Damn, so many joins :/

How could this monster be optimized though?

[–] RoundSparrow@lemmy.ml 7 points 1 year ago* (last edited 1 year ago) (1 children)

First optimization is to not fetch every field and prune it down. For example, it gets public key and private key for every community and user account - then does nothing with them. That's just pushing data between Rust and PostgreSQL for no reason. That kind of thing is pretty obvious.. the huge number of things listed after "SELECT".

The whole approach is what I recently described as: make a JOIN fusion implosion bomb, then wait for null columns to fall out

There are short-term and long-term solutions. Right now there is already a new feature that will add one more JOIN that is pending merge.... "instance blocking" by each single user.

Based on the server overloads and resulting crashes, I think some obvious solutions would be to remove post_aggregates table entirely and just throw more columns on the post table... I've seen people do stuff like that.

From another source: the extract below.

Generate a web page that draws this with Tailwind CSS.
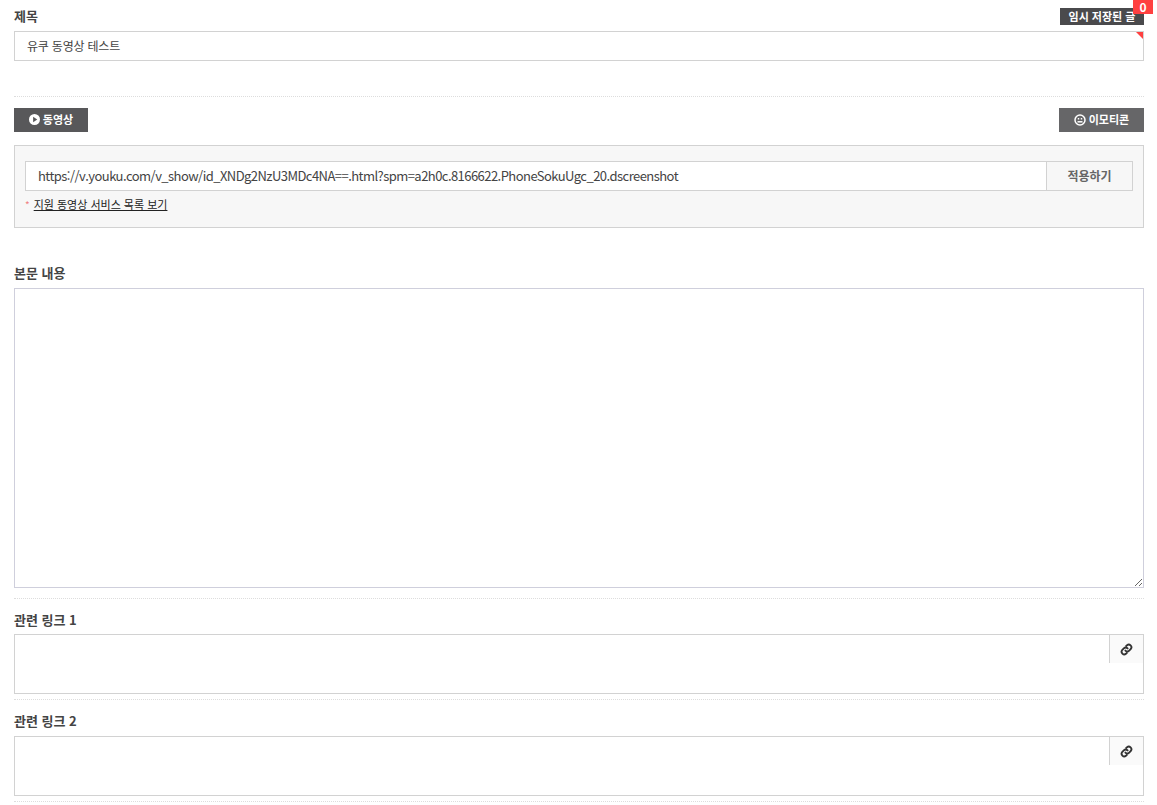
<!DOCTYPE html>
<html lang="ko">
  <head>
    <meta charset="UTF-8" />
    <meta name="viewport" content="width=device-width, initial-scale=1.0" />
    <script src="https://cdn.jsdelivr.net/npm/@tailwindcss/browser@4"></script>
    <title>글쓰기</title>
  </head>

  <body class="bg-white h-[805px] overflow-hidden font-['Noto_Sans_CJK_KR',sans-serif] text-[#333]">
    <div class="w-[1130px] ml-[14px]">
      <!-- 제목 -->
      <div class="flex justify-between items-end h-[31px] pb-[6px]">
        <span class="text-[13px] leading-[18px] font-bold text-[#444]">제목</span>
        <a class="relative flex items-center justify-center w-[84px] h-[17px] bg-[#4a4a4c] text-white text-[11px] font-bold">
          임시 저장된 글
          <span class="absolute -top-[8px] -right-[9px] w-[20px] h-[14px] bg-[#ff4040] text-[12px] leading-[13px] text-center">0</span>
        </a>
      </div>
      <div class="relative h-[30px] border border-[#d2d2d2] pl-3 text-[12px] tracking-[-0.2px] leading-[28px] text-[#444]">
        유쿠 동영상 테스트
        <span class="absolute top-0 right-0 w-0 h-0 border-t-[7px] border-l-[7px] border-t-[#ff4040] border-l-transparent"></span>
      </div>

      <div class="mt-[35px] border-t border-dotted border-[#dddddd]"></div>

      <!-- 동영상 / 이모티콘 -->
      <div class="flex justify-between mt-[11px]">
        <button class="flex items-center justify-center gap-[3px] w-[74px] h-[24px] pb-px bg-[#58585a] text-white text-[11px] font-bold">
          <svg class="w-[11px] h-[11px]" viewBox="0 0 12 12"><circle cx="6" cy="6" r="6" fill="#fff"/><path d="M4.500 3l4.500 3-4.500 3z" fill="#58585a"/></svg>
          동영상
        </button>
        <button class="flex items-center justify-center gap-[3px] w-[85px] h-[24px] pb-px bg-[#666668] text-white text-[11px] font-bold">
          <svg class="w-[12px] h-[12px]" viewBox="0 0 12 12" fill="none" stroke="#fff" stroke-width="1.500"><circle cx="6" cy="6" r="5"/><path d="M3.500 7.800h5" /><path d="M3.800 4.800h1.400M6.800 4.800h1.400"/></svg>
          이모티콘
        </button>
      </div>

      <div class="mt-[13px] h-[83px] bg-[#f7f7f7] border border-[#d2d2d2] pt-[15px] px-[10px]">
        <div class="flex h-[30px] border border-[#d2d2d2] bg-white">
          <div class="flex-1 pl-3 text-[13px] tracking-[-0.55px] leading-[28px] text-[#444]">https://v.youku.com/v_show/id_XNDg2NzU3MDc4NA==.html?spm=a2h0c.8166622.PhoneSokuUgc_20.dscreenshot</div>
          <button class="w-[86px] bg-[#f7f7f7] border-l border-[#d2d2d2] text-[12px] font-bold text-[#666]">적용하기</button>
        </div>
        <p class="mt-[5px] text-[11px] leading-[16px]"><span class="text-[#f08080] mr-[4px] text-[10px]">*</span><a class="underline text-[#222]">지원 동영상 서비스 목록 보기</a></p>
      </div>

      <!-- 본문 -->
      <div class="mt-[36px] text-[13px] leading-[18px] font-bold text-[#444]">본문 내용</div>
      <textarea class="block w-full h-[300px] mt-[6px] border border-[#cfcfdc] bg-white resize-y"></textarea>
      <div class="mt-[10px] border-t border-dotted border-[#dddddd]"></div>

      <!-- 관련 링크 -->
      <div class="mt-[12px] text-[13px] leading-[18px] font-bold text-[#444]">관련 링크 1</div>
      <div class="relative h-[60px] mt-[5px] border border-[#d2d2d2]">
        <span class="absolute top-0 right-0 flex items-center justify-center w-[34px] h-[28px] bg-[#fafafa] border-l border-[#d2d2d2]">
          <svg class="w-[13px] h-[13px]" viewBox="0 0 24 24" fill="none" stroke="#333" stroke-width="3.500" stroke-linecap="round"><path d="M10 14a5 5 0 0 0 7 0l3-3a5 5 0 0 0-7-7l-1.500 1.500"/><path d="M14 10a5 5 0 0 0-7 0l-3 3a5 5 0 0 0 7 7l1.500-1.500"/></svg>
        </span>
      </div>
      <div class="mt-[5px] border-t border-dotted border-[#dddddd]"></div>

      <div class="mt-[12px] text-[13px] leading-[18px] font-bold text-[#444]">관련 링크 2</div>
      <div class="relative h-[60px] mt-[6px] border border-[#d2d2d2]">
        <span class="absolute top-0 right-0 flex items-center justify-center w-[34px] h-[28px] bg-[#fafafa] border-l border-[#d2d2d2]">
          <svg class="w-[13px] h-[13px]" viewBox="0 0 24 24" fill="none" stroke="#333" stroke-width="3.500" stroke-linecap="round"><path d="M10 14a5 5 0 0 0 7 0l3-3a5 5 0 0 0-7-7l-1.500 1.500"/><path d="M14 10a5 5 0 0 0-7 0l-3 3a5 5 0 0 0 7 7l1.500-1.500"/></svg>
        </span>
      </div>
      <div class="mt-[5px] border-t border-dotted border-[#dddddd]"></div>
    </div>
  </body>
</html>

But really you have to have a concept of core foundation.

To me the core foundation of Lemmy data is that people want fresh meat, when world events get into a frenzy, they want to F5 and get the LATEST post and the LATEST comments. Data should have a big wall between the most recent 5 days and everything else. It's the heart of the beast of human events and a platform like this.

From that perspective, that fresh posts and fresh comments mean everything, you can optimize by just doing a INNER SELECT before any JOIN... or partition the database TABLE into recent and non-recent, or some out-of-band steps to prepare recent data before this SELECT even comes up from an API call... and not let PostgreSQL do so much heavy lifting each page refresh.

[–] gonzo0815@sh.itjust.works -2 points 1 year ago

If I remember, I'm gonna look into that tomorrow when I'm not on a phone screen. Not that I could contribute anything, but this seems like a good opportunity to learn some advanced stuff. Thanks for your answer!